§ **EXERCISE REQUIREMENTS**: Restate the whole listing word for word. Pictures are left out.

### SOURCE MATERIAL ###

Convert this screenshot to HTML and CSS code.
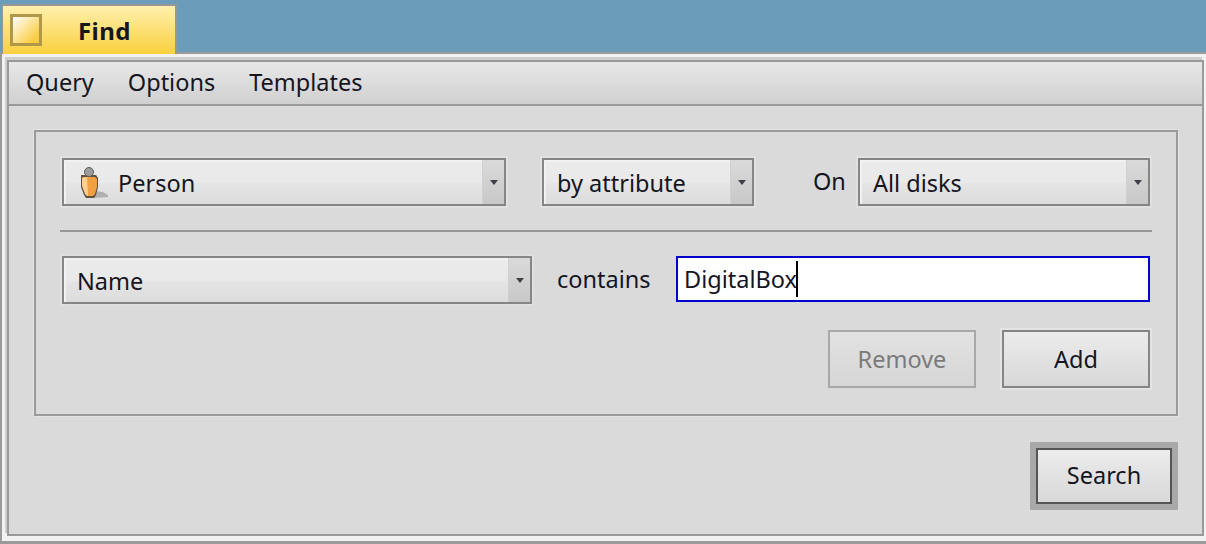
FILE: index.html
```html
<!DOCTYPE html>
<html lang="en">
<head>
<meta charset="utf-8">
<title>Find</title>
<link rel="stylesheet" href="styles.css">
</head>
<body>
<div class="tab">
  <span class="close"></span>
  <span class="tab-title">Find</span>
</div>
<div class="window">
  <div class="frame">
    <nav class="menu">
      <span>Query</span><span>Options</span><span>Templates</span>
    </nav>
    <main class="content">
      <section class="group">
        <div class="row row-top">
          <div class="select sel-person">
            <div class="sel-main">
              <svg class="person" width="32" height="34" viewBox="0 0 32 34">
                <path d="M17 25l9 1 5 3 0 2-14 1z" fill="#b0b0b0"/>
                <path d="M4 9h15l2 3v9l-2 8-2 3h-8l-2-3-3-8v-9z" fill="#5f5040"/>
                <path d="M5 11h13l2 2v8l-2 7-2 2h-5l-2-2-3-8v-7z" fill="#f0a040"/>
                <path d="M5 12l5-1 1 19h-1l-2-2-3-8z" fill="#fbcf90"/>
                <circle cx="12" cy="6" r="4.5" fill="#9c9c9c" stroke="#5f5f5f"/>
              </svg>
              <span>Person</span>
            </div>
            <div class="sel-arrow"><i></i></div>
          </div>
          <div class="select sel-attr">
            <div class="sel-main"><span>by attribute</span></div>
            <div class="sel-arrow"><i></i></div>
          </div>
          <span class="label label-on">On</span>
          <div class="select sel-disks">
            <div class="sel-main"><span>All disks</span></div>
            <div class="sel-arrow"><i></i></div>
          </div>
        </div>
        <hr class="sep">
        <div class="row row-mid">
          <div class="select sel-name">
            <div class="sel-main"><span>Name</span></div>
            <div class="sel-arrow"><i></i></div>
          </div>
          <span class="label label-contains">contains</span>
          <div class="input"><span class="value">DigitalBox<i class="caret"></i></span></div>
        </div>
        <div class="row row-btns">
          <div class="btn btn-disabled">Remove</div>
          <div class="btn">Add</div>
        </div>
      </section>
      <div class="footer">
        <div class="default-ring"><div class="btn btn-search">Search</div></div>
      </div>
    </main>
  </div>
</div>
</body>
</html>
```
FILE: styles.css
```css
* { box-sizing: border-box; }
html, body { margin: 0; height: 100%; }
body {
  width: 1206px;
  height: 544px;
  overflow: hidden;
  background: #6b9cb9;
  font-family: "Noto Sans", sans-serif;
  font-size: 23.5px;
  color: #15151f;
  padding-top: 4px;
  display: flex;
  flex-direction: column;
}
.tab {
  position: relative;
  z-index: 2;
  width: 175px;
  height: 50px;
  margin: 0 0 -2px 2px;
  border-top: 2px solid #979797;
  border-left: 1px solid #979797;
  border-right: 2px solid #979797;
  background: linear-gradient(#fff0ae 0%, #fad03e 100%);
  display: flex;
  align-items: flex-start;
  padding: 8px 0 0 7px;
}
.close {
  width: 32px;
  height: 32px;
  border: 3px solid #b0974a;
  background: linear-gradient(135deg, #ffffff 0%, #f9cd40 85%);
}
.tab-title {
  font-size: 24px;
  font-weight: 700;
  letter-spacing: 0.4px;
  margin-left: 36px;
  line-height: 33px;
}
.window {
  flex: 1;
  min-height: 0;
  border-top: 2px solid #9a9a9a;
  border-left: 2px solid #9a9a9a;
  border-bottom: 3px solid #9a9a9a;
  background: #f2f2f2;
  padding: 6px 2px 5px 5px;
}
.frame {
  height: 100%;
  background: #dadada;
  border: 2px solid #9a9a9a;
  box-shadow: -2px -3px 0 #cecece;
  display: flex;
  flex-direction: column;
}
.menu {
  height: 44px;
  flex: none;
  border-bottom: 2px solid #9a9a9a;
  background: linear-gradient(#e8e8e8, #d0d0d0);
  display: flex;
  gap: 34px;
  padding: 0 0 2px 17px;
  align-items: center;
  line-height: 40px;
}
.content {
  flex: 1;
  padding: 24px 24px 0 25px;
  display: flex;
  flex-direction: column;
}
.group {
  height: 286px;
  flex: none;
  border: 2px solid #9a9a9a;
  box-shadow: 1px 1px 0 #e4e4e4, -1px -1px 0 #e4e4e4;
  padding: 26px 24px 0 26px;
}
.row { display: flex; align-items: center; }
.row-top { height: 48px; }
.select {
  height: 48px;
  display: flex;
  border: 2px solid #868686;
  box-shadow: 0 0 0 2px #e0e0e0;
  flex: none;
}
.sel-main {
  flex: 1;
  display: flex;
  align-items: center;
  padding-left: 11px;
  background: linear-gradient(#ebebeb 0%, #e9e9e9 50%, #e5e5e5 50%, #dcdcdc 100%);
  border-left: 2px solid #f2f2f2;
  border-top: 2px solid #f2f2f2;
}
.sel-arrow {
  width: 22px;
  flex: none;
  background: linear-gradient(#dadada, #c8c8c8);
  border-left: 1px solid #d0d0d0;
  display: flex;
  align-items: center;
  justify-content: center;
}
.sel-arrow i {
  width: 0;
  height: 0;
  border-left: 4px solid transparent;
  border-right: 4px solid transparent;
  border-top: 5px solid #3f3f48;
}
.sel-person { width: 444px; }
.sel-person .sel-main { gap: 9px; }
.sel-attr { width: 212px; margin-left: 36px; }
.sel-disks { width: 292px; }
.label { flex: none; line-height: 40px; }
.label-on { width: 45px; margin-left: 59px; margin-top: -2px; }
.sep {
  width: 1092px;
  height: 2px;
  border: 0;
  margin: 24px 0 24px -2px;
  background: #979797;
}
.sel-name { width: 470px; }
.label-contains { width: 119px; margin-left: 25px; margin-top: -2px; }
.input {
  width: 474px;
  height: 46px;
  margin-top: -2px;
  border: 2px solid #0000cc;
  background: #fff;
  display: flex;
  align-items: center;
  padding-left: 6px;
}
.value { position: relative; line-height: 40px; }
.caret {
  position: absolute;
  right: -1px;
  top: 2px;
  width: 2px;
  height: 36px;
  background: #000;
}
.row-btns {
  justify-content: flex-end;
  gap: 26px;
  margin-top: 26px;
  padding-right: 2px;
}
.btn {
  width: 148px;
  height: 58px;
  border: 2px solid #868686;
  box-shadow: 0 0 0 2px #e4e4e4;
  background: linear-gradient(#ececec, #d8d8d8);
  display: flex;
  align-items: center;
  justify-content: center;
}
.btn-disabled {
  color: #7a7a7a;
  border-color: #a8a8a8;
  box-shadow: none;
  background: linear-gradient(#e2e2e2, #d6d6d6);
}
.footer {
  display: flex;
  justify-content: flex-end;
  margin-top: 26px;
}
.default-ring {
  width: 148px;
  height: 68px;
  border: 6px solid #a8a8a8;
  display: flex;
}
.btn-search {
  width: 136px;
  height: 56px;
  border-color: #555;
  box-shadow: none;
  padding-bottom: 2px;
}
```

###

§ **REPLY**:
Convert this screenshot to HTML and CSS code.
FILE: index.html
```html
<!DOCTYPE html>
<html lang="en">
<head>
<meta charset="utf-8">
<title>Find</title>
<link rel="stylesheet" href="styles.css">
</head>
<body>
<div class="tab">
  <span class="close"></span>
  <span class="tab-title">Find</span>
</div>
<div class="window">
  <div class="frame">
    <nav class="menu">
      <span>Query</span><span>Options</span><span>Templates</span>
    </nav>
    <main class="content">
      <section class="group">
        <div class="row row-top">
          <div class="select sel-person">
            <div class="sel-main">
              <svg class="person" width="32" height="34" viewBox="0 0 32 34">
                <path d="M17 25l9 1 5 3 0 2-14 1z" fill="#b0b0b0"/>
                <path d="M4 9h15l2 3v9l-2 8-2 3h-8l-2-3-3-8v-9z" fill="#5f5040"/>
                <path d="M5 11h13l2 2v8l-2 7-2 2h-5l-2-2-3-8v-7z" fill="#f0a040"/>
                <path d="M5 12l5-1 1 19h-1l-2-2-3-8z" fill="#fbcf90"/>
                <circle cx="12" cy="6" r="4.5" fill="#9c9c9c" stroke="#5f5f5f"/>
              </svg>
              <span>Person</span>
            </div>
            <div class="sel-arrow"><i></i></div>
          </div>
          <div class="select sel-attr">
            <div class="sel-main"><span>by attribute</span></div>
            <div class="sel-arrow"><i></i></div>
          </div>
          <span class="label label-on">On</span>
          <div class="select sel-disks">
            <div class="sel-main"><span>All disks</span></div>
            <div class="sel-arrow"><i></i></div>
          </div>
        </div>
        <hr class="sep">
        <div class="row row-mid">
          <div class="select sel-name">
            <div class="sel-main"><span>Name</span></div>
            <div class="sel-arrow"><i></i></div>
          </div>
          <span class="label label-contains">contains</span>
          <div class="input"><span class="value">DigitalBox<i class="caret"></i></span></div>
        </div>
        <div class="row row-btns">
          <div class="btn btn-disabled">Remove</div>
          <div class="btn">Add</div>
        </div>
      </section>
      <div class="footer">
        <div class="default-ring"><div class="btn btn-search">Search</div></div>
      </div>
    </main>
  </div>
</div>
</body>
</html>
```
FILE: styles.css
```css
* { box-sizing: border-box; }
html, body { margin: 0; height: 100%; }
body {
  width: 1206px;
  height: 544px;
  overflow: hidden;
  background: #6b9cb9;
  font-family: "Noto Sans", sans-serif;
  font-size: 23.5px;
  color: #15151f;
  padding-top: 4px;
  display: flex;
  flex-direction: column;
}
.tab {
  position: relative;
  z-index: 2;
  width: 175px;
  height: 50px;
  margin: 0 0 -2px 2px;
  border-top: 2px solid #979797;
  border-left: 1px solid #979797;
  border-right: 2px solid #979797;
  background: linear-gradient(#fff0ae 0%, #fad03e 100%);
  display: flex;
  align-items: flex-start;
  padding: 8px 0 0 7px;
}
.close {
  width: 32px;
  height: 32px;
  border: 3px solid #b0974a;
  background: linear-gradient(135deg, #ffffff 0%, #f9cd40 85%);
}
.tab-title {
  font-size: 24px;
  font-weight: 700;
  letter-spacing: 0.4px;
  margin-left: 36px;
  line-height: 33px;
}
.window {
  flex: 1;
  min-height: 0;
  border-top: 2px solid #9a9a9a;
  border-left: 2px solid #9a9a9a;
  border-bottom: 3px solid #9a9a9a;
  background: #f2f2f2;
  padding: 6px 2px 5px 5px;
}
.frame {
  height: 100%;
  background: #dadada;
  border: 2px solid #9a9a9a;
  box-shadow: -2px -3px 0 #cecece;
  display: flex;
  flex-direction: column;
}
.menu {
  height: 44px;
  flex: none;
  border-bottom: 2px solid #9a9a9a;
  background: linear-gradient(#e8e8e8, #d0d0d0);
  display: flex;
  gap: 34px;
  padding: 0 0 2px 17px;
  align-items: center;
  line-height: 40px;
}
.content {
  flex: 1;
  padding: 24px 24px 0 25px;
  display: flex;
  flex-direction: column;
}
.group {
  height: 286px;
  flex: none;
  border: 2px solid #9a9a9a;
  box-shadow: 1px 1px 0 #e4e4e4, -1px -1px 0 #e4e4e4;
  padding: 26px 24px 0 26px;
}
.row { display: flex; align-items: center; }
.row-top { height: 48px; }
.select {
  height: 48px;
  display: flex;
  border: 2px solid #868686;
  box-shadow: 0 0 0 2px #e0e0e0;
  flex: none;
}
.sel-main {
  flex: 1;
  display: flex;
  align-items: center;
  padding-left: 11px;
  background: linear-gradient(#ebebeb 0%, #e9e9e9 50%, #e5e5e5 50%, #dcdcdc 100%);
  border-left: 2px solid #f2f2f2;
  border-top: 2px solid #f2f2f2;
}
.sel-arrow {
  width: 22px;
  flex: none;
  background: linear-gradient(#dadada, #c8c8c8);
  border-left: 1px solid #d0d0d0;
  display: flex;
  align-items: center;
  justify-content: center;
}
.sel-arrow i {
  width: 0;
  height: 0;
  border-left: 4px solid transparent;
  border-right: 4px solid transparent;
  border-top: 5px solid #3f3f48;
}
.sel-person { width: 444px; }
.sel-person .sel-main { gap: 9px; }
.sel-attr { width: 212px; margin-left: 36px; }
.sel-disks { width: 292px; }
.label { flex: none; line-height: 40px; }
.label-on { width: 45px; margin-left: 59px; margin-top: -2px; }
.sep {
  width: 1092px;
  height: 2px;
  border: 0;
  margin: 24px 0 24px -2px;
  background: #979797;
}
.sel-name { width: 470px; }
.label-contains { width: 119px; margin-left: 25px; margin-top: -2px; }
.input {
  width: 474px;
  height: 46px;
  margin-top: -2px;
  border: 2px solid #0000cc;
  background: #fff;
  display: flex;
  align-items: center;
  padding-left: 6px;
}
.value { position: relative; line-height: 40px; }
.caret {
  position: absolute;
  right: -1px;
  top: 2px;
  width: 2px;
  height: 36px;
  background: #000;
}
.row-btns {
  justify-content: flex-end;
  gap: 26px;
  margin-top: 26px;
  padding-right: 2px;
}
.btn {
  width: 148px;
  height: 58px;
  border: 2px solid #868686;
  box-shadow: 0 0 0 2px #e4e4e4;
  background: linear-gradient(#ececec, #d8d8d8);
  display: flex;
  align-items: center;
  justify-content: center;
}
.btn-disabled {
  color: #7a7a7a;
  border-color: #a8a8a8;
  box-shadow: none;
  background: linear-gradient(#e2e2e2, #d6d6d6);
}
.footer {
  display: flex;
  justify-content: flex-end;
  margin-top: 26px;
}
.default-ring {
  width: 148px;
  height: 68px;
  border: 6px solid #a8a8a8;
  display: flex;
}
.btn-search {
  width: 136px;
  height: 56px;
  border-color: #555;
  box-shadow: none;
  padding-bottom: 2px;
}
```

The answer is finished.